How to reference hdf5
The NOMAD schemas and processed data system is designed to describe and manage intricate hierarchies of connected data. This is ideal for metadata and lots of small data quantities, but does not work for large quantities. Quantities are atomic and are always manages as a whole; there is currently no functionality to stream or splice large quantities. Consequently, tools that produce or work with such data cannot scale.
HDF5Reference¶
Large data quantities should be managed within HDF5 raw files. These can be files that are either produced during processing (e.g. created by a parser) or that are uploaded and contain the large quantities already. To describe these data, schemas and processed data can include references into HDF5 raw files. This allows to describe large data quantities with metadata that is described with schemas and contained in the processed data.

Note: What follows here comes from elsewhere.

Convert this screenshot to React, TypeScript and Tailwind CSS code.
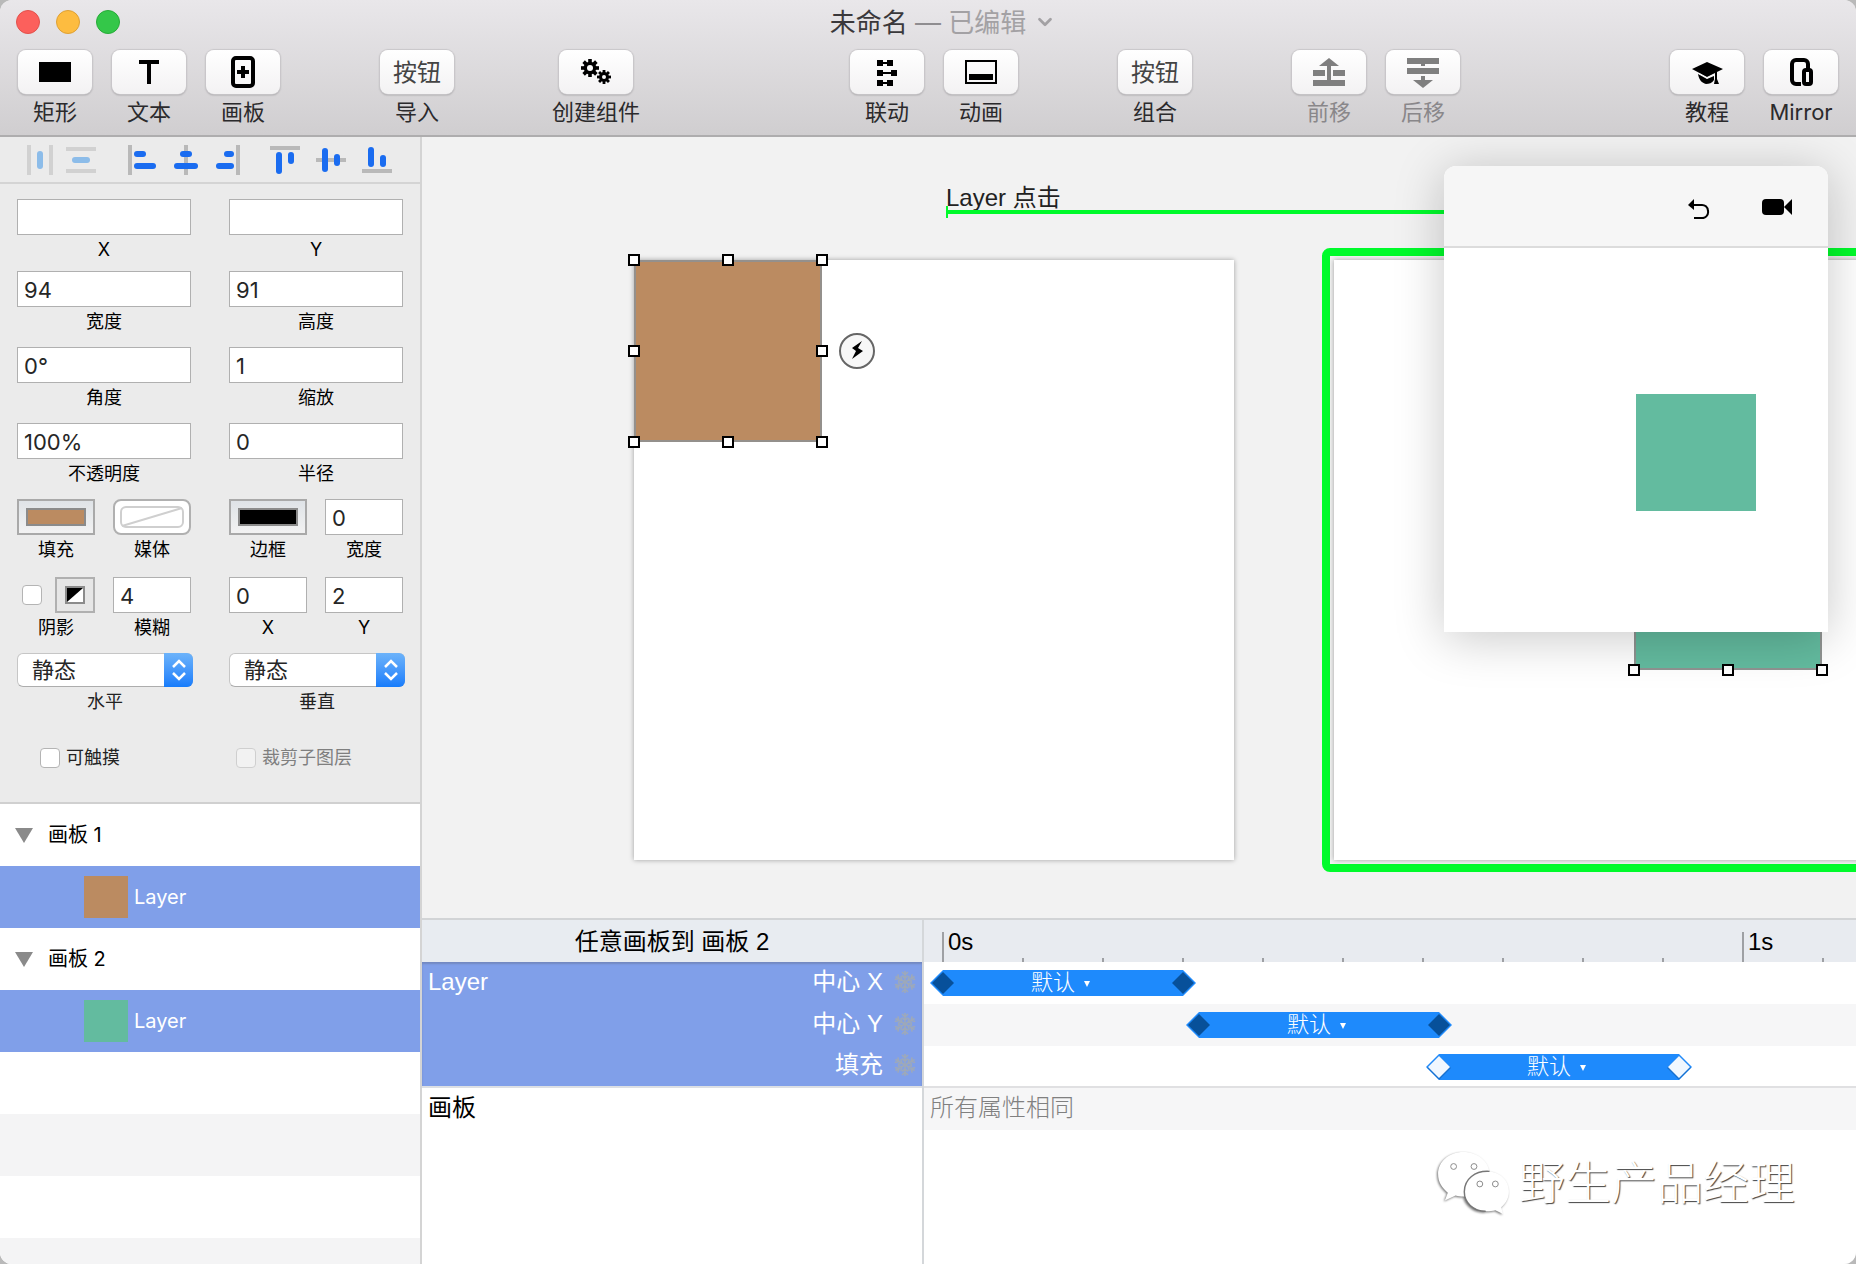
import type { ReactNode } from "react";
import { ChevronDown } from "lucide-react";

const uiFont = "font-['Inter','Noto_Sans_CJK_SC',sans-serif]";
const canvasFont = "font-['Liberation_Sans','Noto_Sans_CJK_SC',sans-serif]";

const PX_PER_SECOND = 800;

const tracks = [
  { name: "中心 X", start: 0, end: 0.3, selected: false, row: "h-[42px] bg-white" },
  { name: "中心 Y", start: 0.32, end: 0.62, selected: false, row: "h-[42px] bg-[#f6f6f7]" },
  { name: "填充", start: 0.62, end: 0.92, selected: true, row: "h-10 bg-white" },
];

const layers = [
  { artboard: "画板 1", swatch: "bg-[#bb8b61]" },
  { artboard: "画板 2", swatch: "bg-[#63bb9f]" },
];

export default function App() {
  return (
    <div className="bg-[#b9b9b9]">
      <div
        className={`flex h-screen flex-col overflow-hidden rounded-xl bg-[#ebebeb] text-black ${uiFont}`}
      >
        <WindowHeader />
        <div className="flex min-h-0 flex-1">
          <aside className="flex w-[422px] shrink-0 flex-col border-r-2 border-[#d4d4d4]">
            <AlignBar />
            <Inspector />
            <LayerList />
          </aside>
          <main className={`flex min-w-0 flex-1 flex-col ${canvasFont}`}>
            <Canvas />
            <Timeline />
          </main>
        </div>
      </div>
    </div>
  );
}

/* ---------- title bar and toolbar ---------- */

function WindowHeader() {
  return (
    <header className="shrink-0 border-b-2 border-[#aeadae] bg-linear-to-b from-[#e9e7ea] to-[#d0ced0]">
      <div className="grid h-11 grid-cols-[1fr_auto_1fr] items-center px-4">
        <div className="flex gap-4">
          <button aria-label="关闭" className="size-6 rounded-full border border-[#e2514c] bg-[#fc605c]" />
          <button aria-label="最小化" className="size-6 rounded-full border border-[#dea034] bg-[#fdbc40]" />
          <button aria-label="缩放窗口" className="size-6 rounded-full border border-[#27ab38] bg-[#34c749]" />
        </div>
        <h1 className="pt-0.5 text-[26px] leading-8 text-[#3a383b]">
          未命名 <span className="text-[#8f8d90]">—</span> <span className="text-[#a3a1a4]">已编辑</span>
        </h1>
        <button aria-label="文稿菜单" className="ml-2 w-5 text-[#a3a1a4]">
          <ChevronDown size={22} strokeWidth={3} />
        </button>
      </div>
      <nav className="flex items-start px-[18px] pt-1.5 pb-[9px]">
        <div className="flex gap-5">
          <ToolButton label="矩形">
            <rect x="6" y="12" width="32" height="20" />
          </ToolButton>
          <ToolButton label="文本">
            <path d="M12 10h20v4h-8v20h-4V14h-8z" />
          </ToolButton>
          <ToolButton label="画板">
            <rect x="12" y="8" width="20" height="28" rx="3" fill="none" stroke="currentColor" strokeWidth="4" />
            <path d="M20 16h4v4h4v4h-4v4h-4v-4h-4v-4h4z" />
          </ToolButton>
        </div>
        <div className="w-25" />
        <ToolButton label="导入" text="按钮" />
        <div className="w-[98px]" />
        <ToolButton label="创建组件">
          <Gear cx={16} cy={18} r={9} hole={3} />
          <Gear cx={30} cy={27} r={7} hole={2} />
        </ToolButton>
        <div className="flex-1" />
        <div className="flex gap-5">
          <ToolButton label="联动">
            <path d="M12 10h6v2h4v-2h6v6h-6v-2h-4v2h-6zM12 20h6v2h8v-2h6v6h-6v-2h-8v2h-6zM12 30h6v2h4v-2h6v6h-6v-2h-4v2h-6z" />
          </ToolButton>
          <ToolButton label="动画">
            <rect x="7" y="11" width="30" height="22" fill="none" stroke="currentColor" strokeWidth="2" />
            <rect x="10" y="24" width="24" height="6" />
          </ToolButton>
        </div>
        <div className="w-25" />
        <ToolButton label="组合" text="按钮" />
        <div className="w-25" />
        <div className="flex gap-5">
          <ToolButton label="前移" disabled>
            <path d="M22 8l10 8h-8v14h14v6H6v-6h14V16h-8zM6 20h12v6H6zM26 20h12v6H26z" />
          </ToolButton>
          <ToolButton label="后移" disabled>
            <path d="M6 8h32v6H24v2h-4v-2H6zM6 18h32v6H6zM20 26h4v4h8l-10 8-10-8h8z" />
          </ToolButton>
        </div>
        <div className="flex-1" />
        <div className="flex gap-5">
          <ToolButton label="教程">
            <path d="M22 12l16 7-6 3v7l2 5h-5l1-5v-6l-8 4-15-8z" />
            <path d="M13 24l9 5 7-3v4c-2 3-5 4-8 4-4-1-7-4-8-10z" />
            <path d="M14 23.5l8 4.500 7-3.500" fill="none" stroke="#fafafa" strokeWidth="1" />
          </ToolButton>
          <ToolButton label="Mirror">
            <path
              d="M22 34h-5a4 4 0 0 1-4-4V14a4 4 0 0 1 4-4h8a4 4 0 0 1 4 4v6"
              fill="none"
              stroke="currentColor"
              strokeWidth="4"
            />
            <rect x="25" y="20" width="7" height="14" rx="2" fill="none" stroke="currentColor" strokeWidth="4" />
          </ToolButton>
        </div>
      </nav>
    </header>
  );
}

function ToolButton({
  label,
  text,
  disabled = false,
  children,
}: {
  label: string;
  text?: string;
  disabled?: boolean;
  children?: ReactNode;
}) {
  return (
    <button
      disabled={disabled}
      className="flex min-w-[74px] flex-col items-center gap-1 text-[#2b2a2c] disabled:text-[#89878a]"
    >
      <span
        className={`flex h-11 w-[74px] items-center justify-center rounded-lg bg-linear-to-b from-white to-[#f3f2f3] shadow-[0_0_1px_1px_#c9c7ca,0_1px_2px_#8d8b8e] ${
          disabled ? "text-[#7f7f7f]" : "text-black"
        }`}
      >
        {text ? (
          <span className="pt-0.5 text-2xl text-[#444]">{text}</span>
        ) : (
          <svg width="44" height="44" viewBox="0 0 44 44" fill="currentColor">
            {children}
          </svg>
        )}
      </span>
      <span className="text-[22px] leading-7 whitespace-nowrap">{label}</span>
    </button>
  );
}

function Gear({ cx, cy, r, hole }: { cx: number; cy: number; r: number; hole: number }) {
  return (
    <g>
      {[0, 45, 90, 135].map((a) => (
        <rect
          key={a}
          x={cx - r / 5}
          y={cy - r}
          width={(r * 2) / 5}
          height={r * 2}
          transform={`rotate(${a} ${cx} ${cy})`}
        />
      ))}
      <circle cx={cx} cy={cy} r={r * 0.7} />
      <circle cx={cx} cy={cy} r={hole} fill="#fafafa" />
    </g>
  );
}

/* ---------- sidebar ---------- */

function AlignBar() {
  return (
    <div className="flex h-[47px] shrink-0 items-center border-b-2 border-[#d4d4d4] pl-6">
      <div className="flex gap-3 opacity-50">
        <AlignButton label="水平分布" bars="M3 0h4v30h-4zM25 0h4v30h-4z" pills={[[13, 6, 6, 18]]} pale />
        <AlignButton label="垂直分布" bars="M0 2h30v4h-30zM0 24h30v4h-30z" pills={[[6, 12, 18, 6]]} pale />
      </div>
      <div className="ml-8 flex gap-3.5">
        <AlignButton label="左对齐" bars="M0 0h4v30h-4z" pills={[[6, 6, 12, 6], [6, 18, 22, 6]]} />
        <AlignButton label="水平居中" bars="M12 0h4v30h-4z" pills={[[8, 6, 12, 6], [2, 18, 24, 6]]} />
        <AlignButton label="右对齐" bars="M20 0h4v30h-4z" pills={[[8, 6, 10, 6], [0, 18, 18, 6]]} />
      </div>
      <div className="ml-6 flex gap-4">
        <AlignButton label="顶对齐" bars="M0 1h30v4h-30z" pills={[[6, 7, 6, 22], [18, 7, 6, 12]]} />
        <AlignButton label="垂直居中" bars="M0 13h30v4h-30z" pills={[[6, 3, 6, 24], [18, 9, 6, 12]]} />
        <AlignButton label="底对齐" bars="M0 24h30v4h-30z" pills={[[6, 2, 6, 20], [18, 10, 6, 12]]} />
      </div>
    </div>
  );
}

function AlignButton({
  label,
  bars,
  pills,
  pale = false,
}: {
  label: string;
  bars: string;
  pills: number[][];
  pale?: boolean;
}) {
  return (
    <button aria-label={label} disabled={pale}>
      <svg width="30" height="30" viewBox="0 0 30 30">
        <path d={bars} fill="#b9b9b9" />
        {pills.map(([x, y, w, h]) => (
          <rect key={`${x}-${y}`} x={x} y={y} width={w} height={h} rx="3" fill={pale ? "#2f8ee8" : "#1a6cf0"} />
        ))}
      </svg>
    </button>
  );
}

function Inspector() {
  return (
    <form className="shrink-0 border-b-2 border-[#d0d0d0] pt-[15px] pb-8 pl-[17px] text-lg">
      <Row className="mb-[9px]">
        <Field label="X" value="" />
        <Field label="Y" value="" />
      </Row>
      <Row className="mb-[13px]">
        <Field label="宽度" value="94" />
        <Field label="高度" value="91" />
      </Row>
      <Row className="mb-[13px]">
        <Field label="角度" value="0°" />
        <Field label="缩放" value="1" />
      </Row>
      <Row className="mb-[13px]">
        <Field label="不透明度" value="100%" />
        <Field label="半径" value="0" />
      </Row>
      <Row className="mb-[15px]">
        <Pair>
          <Swatch label="填充" color="bg-[#bb8b61]" />
          <button type="button" className="flex flex-col items-center gap-[3px]">
            <span className="flex h-9 w-full items-center justify-center rounded-lg border-2 border-[#b0b0b0] bg-white">
              <svg width="64" height="22" viewBox="0 0 64 22" fill="none" stroke="#cfcfcf" strokeWidth="2">
                <rect x="1" y="1" width="62" height="20" rx="5" />
                <path d="M2 20L62 2" />
              </svg>
            </span>
            <span className="leading-6">媒体</span>
          </button>
        </Pair>
        <Pair>
          <Swatch label="边框" color="bg-black" />
          <Field label="宽度" value="0" />
        </Pair>
      </Row>
      <Row className="mb-[13px]">
        <Pair>
          <div className="flex flex-col items-center gap-[3px]">
            <div className="flex h-9 w-full items-center justify-between pl-[5px]">
              <Checkbox id="shadow" />
              <button
                type="button"
                aria-label="阴影颜色"
                className="flex h-9 w-10 items-center justify-center border-2 border-[#b0b0b0] bg-[#e6e6e6]"
              >
                <svg width="20" height="18" viewBox="0 0 20 18">
                  <rect x="1" y="1" width="18" height="16" fill="#fff" stroke="#8b8b8b" strokeWidth="2" />
                  <path d="M2 2h16L2 16z" />
                </svg>
              </button>
            </div>
            <label htmlFor="shadow" className="leading-6">
              阴影
            </label>
          </div>
          <Field label="模糊" value="4" />
        </Pair>
        <Pair>
          <Field label="X" value="0" />
          <Field label="Y" value="2" />
        </Pair>
      </Row>
      <Row className="mb-8">
        <Dropdown label="水平" />
        <Dropdown label="垂直" />
      </Row>
      <Row>
        <div className="flex h-6 items-center gap-1.5 pl-[23px]">
          <Checkbox id="touchable" />
          <label htmlFor="touchable" className="text-[#222]">
            可触摸
          </label>
        </div>
        <div className="flex h-6 items-center gap-1.5 pl-[7px]">
          <Checkbox id="clip" disabled />
          <label htmlFor="clip" className="text-[#7f7f7f]">
            裁剪子图层
          </label>
        </div>
      </Row>
    </form>
  );
}

function Row({ className = "", children }: { className?: string; children: ReactNode }) {
  return <div className={`grid grid-cols-[174px_176px] gap-x-[38px] ${className}`}>{children}</div>;
}

function Pair({ children }: { children: ReactNode }) {
  return <div className="grid w-[174px] grid-cols-2 gap-x-[18px]">{children}</div>;
}

function Field({ label, value }: { label: string; value: string }) {
  return (
    <label className="flex max-w-[174px] flex-col items-center gap-[3px]">
      <input
        type="text"
        defaultValue={value}
        className="h-9 w-full border border-[#b0b0b0] bg-white px-1.5 pt-0.5 text-[22px] text-[#262626] outline-none"
      />
      <span className="leading-6">{label}</span>
    </label>
  );
}

function Swatch({ label, color }: { label: string; color: string }) {
  return (
    <button type="button" className="flex flex-col items-center gap-[3px]">
      <span className="flex h-9 w-full items-center justify-center border-2 border-[#a9a9a9] bg-linear-to-b from-[#dfe3e7] to-[#f2f2f2]">
        <span className={`h-[18px] w-[60px] border-2 border-[#8b8b8b] ${color}`} />
      </span>
      <span className="leading-6">{label}</span>
    </button>
  );
}

function Dropdown({ label }: { label: string }) {
  return (
    <label className="flex w-[176px] flex-col items-center gap-[3px]">
      <span className="relative block h-[34px] w-full">
        <select className="h-full w-full appearance-none rounded-md border border-[#c6c6c6] border-b-[#adadad] bg-white pl-3.5 text-[22px] leading-7 text-[#262626] outline-none">
          <option>静态</option>
        </select>
        <span className="pointer-events-none absolute top-0 right-0 flex h-full w-[29px] items-center justify-center rounded-r-md bg-linear-to-b from-[#6cb3fa] to-[#157cfb]">
          <svg width="14" height="22" viewBox="0 0 14 22" fill="none" stroke="#fff" strokeWidth="2.500">
            <path d="M1 8l6-6 6 6M1 14l6 6 6-6" />
          </svg>
        </span>
      </span>
      <span className="leading-6 text-[#222]">{label}</span>
    </label>
  );
}

function Checkbox({ id, disabled = false }: { id: string; disabled?: boolean }) {
  return (
    <input
      id={id}
      type="checkbox"
      disabled={disabled}
      className="size-5 shrink-0 appearance-none rounded border border-[#b4b4b4] bg-white checked:bg-[#157cfb] disabled:border-[#cfcfcf] disabled:bg-[#f2f2f2]"
    />
  );
}

function LayerList() {
  return (
    <div className="min-h-0 flex-1 overflow-hidden bg-white text-xl">
      {layers.map((l) => (
        <div key={l.artboard}>
          <div className="flex h-[62px] items-center pl-[15px]">
            <button aria-label="折叠" className="mr-[15px] w-[18px]">
              <svg width="18" height="15" viewBox="0 0 18 15" fill="#8a8a8a">
                <path d="M0 0h18L9 15z" />
              </svg>
            </button>
            {l.artboard}
          </div>
          <div className="flex h-[62px] items-center gap-1.5 bg-[#809fe9] pl-[84px] text-white">
            <span className={`h-[42px] w-11 ${l.swatch}`} />
            Layer
          </div>
        </div>
      ))}
      <div className="h-[62px]" />
      <div className="h-[62px] bg-[#f4f4f5]" />
      <div className="h-[62px]" />
      <div className="h-[62px] bg-[#f4f4f5]" />
    </div>
  );
}

/* ---------- canvas ---------- */

const artboardClass = "absolute top-[123px] size-[600px] bg-white shadow-[0_0_5px_rgba(0,0,0,0.35)]";

function Canvas() {
  return (
    <section className="relative min-h-0 flex-1 overflow-hidden bg-[#f2f2f2]">
      <div className="absolute top-[45px] right-[100px] left-[524px]">
        <p className="text-2xl leading-8 text-[#222]">Layer 点击</p>
        <div className="absolute top-[28px] h-1 w-full bg-[#00fb2b]" />
        <div className="absolute top-[24px] h-3 w-0.5 bg-[#00fb2b]" />
      </div>

      <div className={`${artboardClass} left-[212px]`}>
        <div className="absolute top-0 left-0 h-[182px] w-[188px] border-2 border-[#94908c] bg-[#bb8b61]">
          <Handles />
        </div>
        <button
          aria-label="添加交互"
          className="absolute top-[73px] left-[205px] size-9 rounded-full border-2 border-[#666] bg-[#f7f7f7]"
        >
          <svg width="32" height="32" viewBox="2 2 32 32">
            <path d="M23 8L13 15l4 3-4 8 11-8-5-3z" />
          </svg>
        </button>
      </div>

      <div className="absolute top-[111px] left-[900px] size-[624px] rounded-lg border-8 border-[#00fb2b]" />
      <div className={`${artboardClass} left-[912px]`}>
        <div className="absolute top-[228px] left-[300px] h-[182px] w-[188px] border-2 border-[#8f9391] bg-[#63bb9f]">
          <Handles />
        </div>
      </div>

      <PreviewWindow />
    </section>
  );
}

function Handles() {
  return (
    <div className="absolute -inset-2 grid grid-cols-3 content-between">
      {["tl", "tc", "tr", "ml", "mc", "mr", "bl", "bc", "br"].map((h) => (
        <span
          key={h}
          className={`size-3 border-2 border-black bg-white ${h === "mc" ? "invisible" : ""} ${
            h[1] === "c" ? "justify-self-center" : h[1] === "r" ? "justify-self-end" : ""
          }`}
        />
      ))}
    </div>
  );
}

function PreviewWindow() {
  return (
    <div className="absolute top-[29px] right-[28px] w-96 rounded-t-xl bg-white shadow-[0_6px_50px_rgba(0,0,0,0.22)]">
      <div className="flex h-[82px] items-center justify-end gap-[50px] rounded-t-xl border-b-2 border-[#dcdcdc] bg-[#f6f6f6] pt-0.5 pr-[35px]">
        <button aria-label="重新开始" className="pt-1">
          <svg width="24" height="20" viewBox="0 0 24 20">
            <path d="M1 6l6-6v11z" />
            <path d="M5 6h9a6 6 0 0 1 7 6 6 6 0 0 1-7 7H7" fill="none" stroke="#000" strokeWidth="2" />
          </svg>
        </button>
        <button aria-label="录制">
          <svg width="32" height="16" viewBox="0 0 32 16">
            <rect x="1" width="22" height="16" rx="4" />
            <path d="M23 8l8-8v16z" />
          </svg>
        </button>
      </div>
      <div className="h-96 pt-[146px] pl-48">
        <div className="h-[117px] w-[120px] bg-[#63bb9f]" />
      </div>
    </div>
  );
}

/* ---------- timeline ---------- */

function Timeline() {
  return (
    <section className="relative flex h-[346px] shrink-0 border-t-2 border-[#d2d4d6] bg-white text-2xl">
      <div className="w-[502px] shrink-0 border-r-2 border-[#d4d7da]">
        <h2 className="flex h-[42px] items-center justify-center bg-[#e8ecf1] pt-0.5">任意画板到 画板 2</h2>
        <div className="flex justify-between border-b-2 border-[#dcdfe4] bg-[#809fe9] pl-1.5 text-white shadow-[inset_0_2px_2px_#7288c0]">
          <span className="leading-10">Layer</span>
          <ul>
            {tracks.map((t) => (
              <li key={t.name} className="flex h-[42px] items-center justify-end gap-2.5 pr-[5px] pb-0.5 last:h-10">
                {t.name}
                <button aria-label="冻结" className="text-[#9ea9b8]">
                  <FreezeIcon />
                </button>
              </li>
            ))}
          </ul>
        </div>
        <p className="pl-1.5 leading-10">画板</p>
      </div>

      <div className="min-w-0 flex-1 overflow-hidden">
        <div className="flex h-11 items-end border-b-2 border-[#e0e0e2] bg-[#e8ebf0] pl-[18px]">
          {Array.from({ length: 14 }, (_, i) =>
            i % 10 === 0 ? (
              <div key={i} className="h-[30px] w-20 shrink-0 border-l-2 border-[#9ea0a4] pl-1 leading-5">
                {i / 10}s
              </div>
            ) : (
              <div key={i} className="h-1 w-20 shrink-0 border-l-2 border-[#9ea0a4]" />
            )
          )}
        </div>
        <div className="-mt-0.5 border-b-2 border-[#e0e0e2]">
          {tracks.map((t) => (
            <div key={t.name} className={`flex pt-2 ${t.row}`}>
              <Tween start={t.start} end={t.end} selected={t.selected} />
            </div>
          ))}
        </div>
        <p className="h-[42px] bg-[#f6f6f7] pl-1.5 leading-10 font-light text-[#808080]">所有属性相同</p>
      </div>

      <Watermark />
    </section>
  );
}

function FreezeIcon() {
  return (
    <svg width="24" height="24" viewBox="-12 -12 24 24" fill="none" stroke="currentColor" strokeWidth="1.500">
      {[0, 60, 120, 180, 240, 300].map((a) => (
        <path key={a} d="M0 0V-11M-3 -10L0 -7L3 -10M-3 -6.500L0 -3.500L3 -6.500" transform={`rotate(${a})`} />
      ))}
    </svg>
  );
}

function Tween({ start, end, selected }: { start: number; end: number; selected: boolean }) {
  return (
    <button
      className="flex h-[26px] items-center justify-between bg-[#1e8afc] text-[22px] leading-6 font-light text-white [clip-path:polygon(13px_0,calc(100%-13px)_0,100%_50%,calc(100%-13px)_100%,13px_100%,0_50%)]"
      style={{
        marginLeft: 6 + start * PX_PER_SECOND,
        width: (end - start) * PX_PER_SECOND + 26,
      }}
    >
      <Keyframe selected={selected} />
      <span className="flex items-center gap-2 pr-1">
        默认
        <svg width="8" height="10" viewBox="0 0 8 10" fill="#fff">
          <path d="M1 3h6L4 9z" />
        </svg>
      </span>
      <Keyframe selected={selected} />
    </button>
  );
}

function Keyframe({ selected }: { selected: boolean }) {
  return (
    <svg width="26" height="26" viewBox="0 0 26 26">
      {selected && <path d="M13 2l12 12-12 12L1 14z" fill="#1670d0" />}
      <path d="M13 2l11 11-11 11L2 13z" fill={selected ? "#f0f7ff" : "#07509a"} />
    </svg>
  );
}

function Watermark() {
  return (
    <div className="pointer-events-none absolute right-[61px] bottom-12 flex items-center gap-2 text-[46px] leading-[66px] font-light text-white [text-shadow:1px_1px_1px_#444]">
      <svg width="74" height="66" viewBox="0 0 76 68" className="overflow-visible drop-shadow-[-1px_1px_1px_#777]">
        <path
          d="M27 2C12 2 1 12 1 25c0 8 4 14 10 19l-3 8 11-5c3 1 5 1 8 1 15 0 27-10 27-23S42 2 27 2z"
          fill="#fff"
        />
        <path
          d="M51 22c-13 0-23 9-23 21s10 20 23 20c3 0 6 0 9-1l8 4-2-7c5-4 8-10 8-16 0-12-10-21-23-21z"
          fill="#fff"
        />
        <path d="M54 22c-15-1-26 8-26 21 0 11 9 20 22 20" fill="none" stroke="#777" strokeWidth="1.500" />
        <g fill="#fff" stroke="#888" strokeWidth="1">
          <circle cx="17" cy="17" r="3" />
          <circle cx="38" cy="17" r="3" />
          <circle cx="44" cy="35" r="3" />
          <circle cx="60" cy="35" r="3" />
        </g>
      </svg>
      野生产品经理
    </div>
  );
}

The data type HDF5Reference
is a regular type that can be used for quantities
in schemas. The values are similar to reference values and contain
the HDF5 file and a path to a group or field in the HDF5, e.g. ../upload/raw/large_data.hdf5#group/large_field
.
For HDF5 files that are generated during processing, it is good practice to structure
the HDF5 inline with the schema. E.g. a HDF5Reference
quantity with a sub-section
path data.process.log
should be stored in a field names log
in the sub-group process
that is part of the root group data
.
In future version of NOMAD, processed data might be maintained partially or in full in HDF5 files. Structuring HDF5 files and processed data alike, might simplify later migration.
NOMAD clients (e.g. NOMAD UI) can pick up on these HDF5Reference
quantities and
provide respective functionality (e.g. showing a H5Web view).
Attention
This part of the documentation is still work in progress.
Metadata for large quantities¶
Attention
This will be implemented and documented soon.